The road heads north, from the pass of El Paso to the cross of Las Cruces and farther to the spot where you turn west and leave the Rio Grande’s fertile sides. As you travel towards Hillsboro, the road rolls and twists, breaking the straightness and monotony of the Interstate. Now it’s time to pay attention; driving becomes work and fun, a test of your attentive ability. It takes effort to escape; the efforts can test your reactions and the fitness of your vehicle. Small trees start to appear. The feeling of going upward gradually becomes obvious.
Beyond the small town which celebrates the autumn festival of apples you find rocks, small canyons, some trees. As the miles pass, the scenery turns greener. Trees are now plentiful and taller. The dullness and tans of the desert are behind you; great mountains of granite and diverse forests of iridescent greens lie ahead. Unknown narrow highways challenge the virgin traveler. It takes physical effort to make your small vehicle climb upward; it takes confidence to slow it before a curve.
Straight lines on maps, showing a distance of forty miles, are deceptive; it will take over three hours to cross the Mimbres and reach The Gila Wilderness’ valley of serenity. Narrow hairpin curves keep you alert as the smallest mistake can hurl you down deep forested chasms. Despite the demands at hand I begin to relax, knowing each mile takes me closer to my destination; nearer to peace, calmness and nature’s wondrous beauty. I deserve this. I earned it, and I will enjoy every minute of it.
The quiet valley of destination is perhaps a quarter mile wide. It is easily seen that this was once a very wide, deep and fast flowing river. The sides are smooth, grown over in spots where the mountains contained softer materials, still hard and jagged in other areas. Trees grow on the softer sides, close together and straight up, nourished by the saturation of today’s stream - a small trickle of its past might. Along the sides lay rocks, washed and slowly worn from rough to smooth. Now they feel water only at times when nature sends rain or melting snow. A flood came through here recently: Weaker and dying trees were uprooted and tossed downstream by violent waters. Many lay at the base of stronger trees which were capable of withstanding nature’s violence. Campers will cut the fallen trees, haul them away and make evening campfires throughout the summer. I will camp, cut and clear wood here.
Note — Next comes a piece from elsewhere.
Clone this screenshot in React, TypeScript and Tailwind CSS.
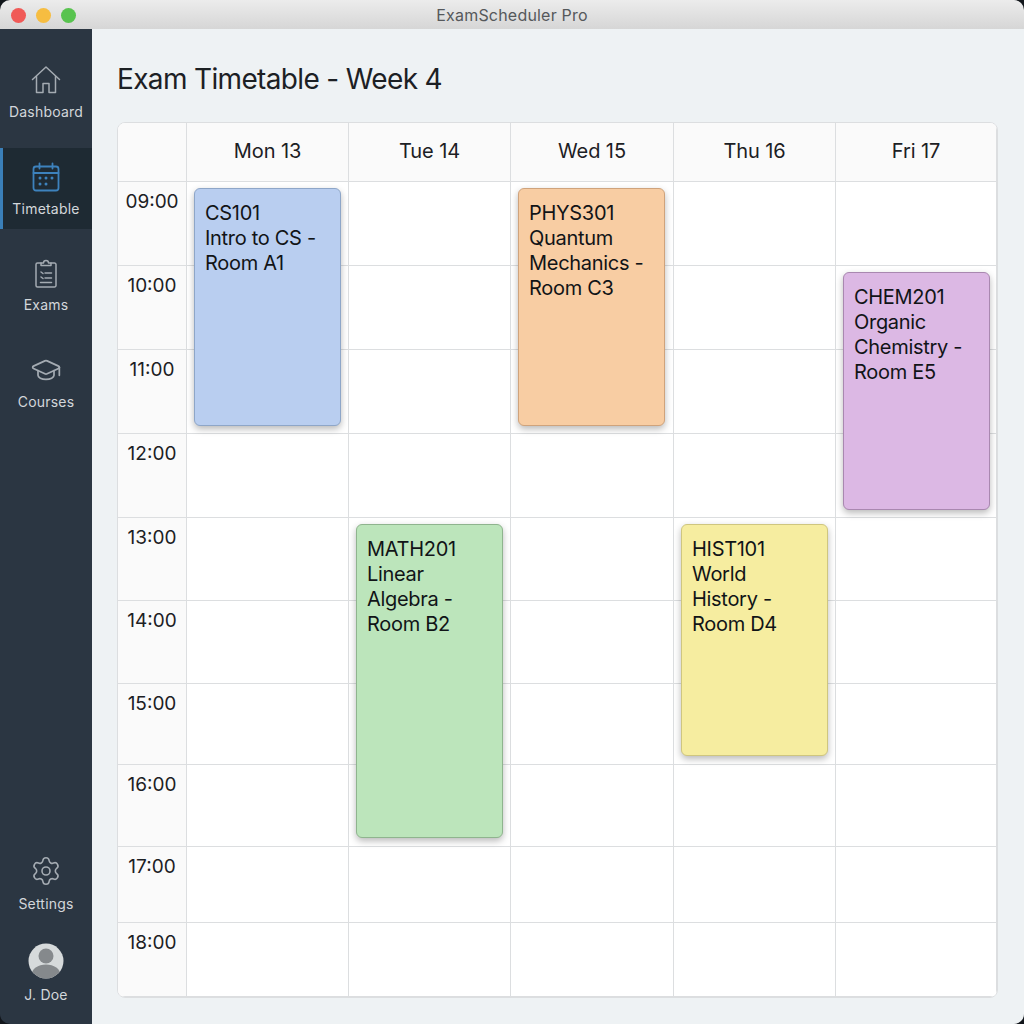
import React from 'react';
import { GraduationCap, Settings } from 'lucide-react';

const days = ['Mon 13', 'Tue 14', 'Wed 15', 'Thu 16', 'Fri 17'];
const times = ['09:00', '10:00', '11:00', '12:00', '13:00', '14:00', '15:00', '16:00', '17:00', '18:00'];

const events = [
  { lines: ['CS101', 'Intro to CS -', 'Room A1'], pos: 'col-start-2 row-start-2 row-span-3 mb-[8px]', color: 'bg-[#b9cef0] border-[#8ea6c8]' },
  { lines: ['PHYS301', 'Quantum', 'Mechanics -', 'Room C3'], pos: 'col-start-4 row-start-2 row-span-3 mb-[8px]', color: 'bg-[#f8cda3] border-[#cfa37c]' },
  { lines: ['CHEM201', 'Organic', 'Chemistry -', 'Room E5'], pos: 'col-start-6 row-start-3 row-span-3 mb-[8px]', color: 'bg-[#dcb8e4] border-[#a988b0]' },
  { lines: ['MATH201', 'Linear', 'Algebra -', 'Room B2'], pos: 'col-start-3 row-start-6 row-span-4 mb-[9px]', color: 'bg-[#bce5bb] border-[#8fb48e]' },
  { lines: ['HIST101', 'World', 'History -', 'Room D4'], pos: 'col-start-5 row-start-6 row-span-3 mb-[9px]', color: 'bg-[#f6eda0] border-[#cfc67f]' },
];

function HouseIcon() {
  return (
    <svg width="30" height="30" viewBox="0 0 30 30" fill="none" stroke="#a4abb2" strokeWidth="1.5" strokeLinecap="round" strokeLinejoin="round">
      <path d="M1.5 14.5 15 2l13.5 12.5" />
      <path d="M5.5 11.5V27.5h6.5V18.5h6V27.5h6.5V11.5" />
    </svg>
  );
}

function CalendarIcon() {
  return (
    <svg width="30" height="30" viewBox="0 0 30 30" fill="none" stroke="#3d82bd" strokeWidth="1.8" strokeLinecap="round">
      <rect x="2.5" y="4.5" width="25" height="24" rx="2.5" />
      <path d="M2.5 11h25M8.5 1.5v5M21.5 1.5v5" />
      <g fill="#3d82bd" stroke="none">
        <circle cx="9" cy="16" r="1.5" />
        <circle cx="15" cy="16" r="1.5" />
        <circle cx="21" cy="16" r="1.5" />
        <circle cx="9" cy="22" r="1.5" />
        <circle cx="15" cy="22" r="1.5" />
      </g>
    </svg>
  );
}

function ExamsIcon() {
  return (
    <svg width="30" height="30" viewBox="0 0 30 30" fill="none" stroke="#a4abb2" strokeWidth="1.5" strokeLinecap="round" strokeLinejoin="round">
      <path d="M10 5H6.5a1.5 1.5 0 0 0-1.5 1.5v21a1.5 1.5 0 0 0 1.5 1.5h17a1.5 1.5 0 0 0 1.5-1.5v-21A1.5 1.5 0 0 0 23.5 5H20" />
      <path d="M10 7.5V5h2.5a2.5 2.5 0 0 1 5 0H20v2.5z" />
      <path d="M10 14l2 1.5M14 15h6.5M10 19l2 1.5M14 20h6.5M9.5 24.5h11" />
    </svg>
  );
}

function Avatar() {
  return (
    <svg width="36" height="36" viewBox="0 0 36 36">
      <defs>
        <clipPath id="avatar-clip">
          <circle cx="18" cy="18" r="17.5" />
        </clipPath>
      </defs>
      <g clipPath="url(#avatar-clip)">
        <rect width="36" height="36" fill="#d6dadb" />
        <circle cx="18" cy="13" r="7.5" fill="#85898c" />
        <ellipse cx="18" cy="32" rx="14.5" ry="10.5" fill="#85898c" />
      </g>
    </svg>
  );
}

function NavItem({ icon, label, active }: { icon: React.ReactNode; label: string; active?: boolean }) {
  return (
    <div
      className={
        active
          ? 'h-[81px] flex flex-col items-center pt-[13px] gap-[6px] border-l-[3px] border-[#3a7fb8] bg-[#1e2a33] pr-[3px]'
          : 'h-[81px] flex flex-col items-center pt-[13px] gap-[6px]'
      }
    >
      <div className="h-[32px] flex items-center justify-center">{icon}</div>
      <span className="text-[14px] leading-[20px] tracking-[0.2px] text-[#d3d7db]">{label}</span>
    </div>
  );
}

export default function App() {
  return (
    <div className="w-[1024px] h-[1024px] bg-[#12161b] overflow-hidden font-['Inter',sans-serif]">
      <div className="h-full flex flex-col rounded-[10px] overflow-hidden">
        {/* Title bar */}
        <div className="relative h-[29px] shrink-0 flex items-center justify-center bg-gradient-to-b from-[#ececec] to-[#d6d6d6]">
          <div className="absolute left-[11px] top-[8px] flex gap-[10px]">
            <span className="w-[15px] h-[15px] rounded-full bg-[#f05a57]" />
            <span className="w-[15px] h-[15px] rounded-full bg-[#f6bd41]" />
            <span className="w-[15px] h-[15px] rounded-full bg-[#58c34f]" />
          </div>
          <span className="text-[16px] text-[#55585b] tracking-[0.2px]">ExamScheduler Pro</span>
        </div>

        <div className="flex-1 flex min-h-0">
          {/* Sidebar */}
          <aside className="w-[92px] shrink-0 bg-[#2b3642] flex flex-col">
            <div className="pt-[22px] flex flex-col gap-[15.5px]">
              <NavItem icon={<HouseIcon />} label="Dashboard" />
              <NavItem icon={<CalendarIcon />} label="Timetable" active />
              <NavItem icon={<ExamsIcon />} label="Exams" />
              <NavItem icon={<GraduationCap size={32} strokeWidth={1.3} color="#a4abb2" />} label="Courses" />
            </div>
            <div className="mt-auto pb-[19px] flex flex-col items-center">
              <Settings size={32} strokeWidth={1.2} color="#a4abb2" />
              <span className="mt-[7px] text-[14px] leading-[20px] tracking-[0.2px] text-[#d3d7db]">Settings</span>
              <div className="mt-[29px]">
                <Avatar />
              </div>
              <span className="mt-[6px] text-[14px] leading-[20px] tracking-[0.2px] text-[#d3d7db]">J. Doe</span>
            </div>
          </aside>

          {/* Main */}
          <main className="flex-1 bg-[#eef2f4] pl-[25px] pr-[26px] pt-[30px] pb-[26px] flex flex-col min-w-0">
            <h1 className="text-[28px] leading-[40px] tracking-[-0.65px] text-[#1c2024] font-normal">Exam Timetable - Week 4</h1>
            <div className="mt-[23px] flex-1 rounded-[8px] border border-[#dcdee0] overflow-hidden bg-white grid grid-cols-[69px_162px_162px_163px_162px_1fr] grid-rows-[59px_84px_84px_84px_84px_83px_82.5px_81.5px_82px_76px_1fr]">
              <div className="col-start-1 row-start-1 bg-[#fafafa] border-r border-b border-[#dcdee0]" />
              {days.map((day, d) => (
                <div
                  key={day}
                  className="row-start-1 bg-[#fafafa] border-b border-r border-[#dcdee0] last:border-r-0 flex items-center justify-center pb-[3px] text-[20px] tracking-[-0.1px] text-[#1c2024]"
                  style={{ gridColumnStart: d + 2 }}
                >
                  {day}
                </div>
              ))}
              {times.map((time, r) => (
                <React.Fragment key={time}>
                  <div
                    className="col-start-1 bg-[#fafafa] border-r border-b border-[#dcdee0] last:border-b-0 pt-[7px] text-center text-[19px] leading-[25px] text-[#1c2024]"
                    style={{ gridRowStart: r + 2 }}
                  >
                    {time}
                  </div>
                  {days.map((day, d) => (
                    <div
                      key={day}
                      className="bg-white border-b border-r border-[#dcdee0] last:border-r-0"
                      style={{ gridRowStart: r + 2, gridColumnStart: d + 2 }}
                    />
                  ))}
                </React.Fragment>
              ))}
              {events.map(ev => (
                <div
                  key={ev.lines[0]}
                  className={`${ev.pos} ${ev.color} z-10 mt-[6px] ml-[7px] w-[147px] rounded-[6px] border pl-[10px] pt-[12px] text-[20px] leading-[25px] tracking-[-0.3px] text-[#111417] shadow-[0_3px_7px_rgba(0,0,0,0.28)]`}
                >
                  {ev.lines.map(line => (
                    <div key={line}>{line}</div>
                  ))}
                </div>
              ))}
            </div>
          </main>
        </div>
      </div>
    </div>
  );
}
A young girl dressed in green walks gracefully through the stream below me. She reaches the far side, looks down to note the wetness of her dress and continues away from the small children playing in the shallows of water’s edge. Further downstream she settles and casts her bait into the water, knowing the children have chased the fish away with their splashing laughter. A lone black and white crane passes over my shoulder and continues down the center of the stream to where the fork meets the deeper waters of the Gila River.
Listen to the thunderous roar of water as it awakens your senses, flowing over barriers of small rocks, cascading as a small waterfall a few feet away. Watch the water as it flows over rocks, turns to momentary liquid diamonds, spreads floating bubbles and circular ripples outward, only to be broken and created again when it crests the next barrier. Lean back on a massive boulder at the stream’s side and study the colors in the water. Look upstream and find the small deer pair dipping their heads, then raising them cautiously and scampering back into the thicket at the sound of the joyous children. Raise your camera and take a picture. Try to capture this kaleidoscope of soft motions and serenity your mind will vividly remember long after you have left the valley of nature’s living harmony.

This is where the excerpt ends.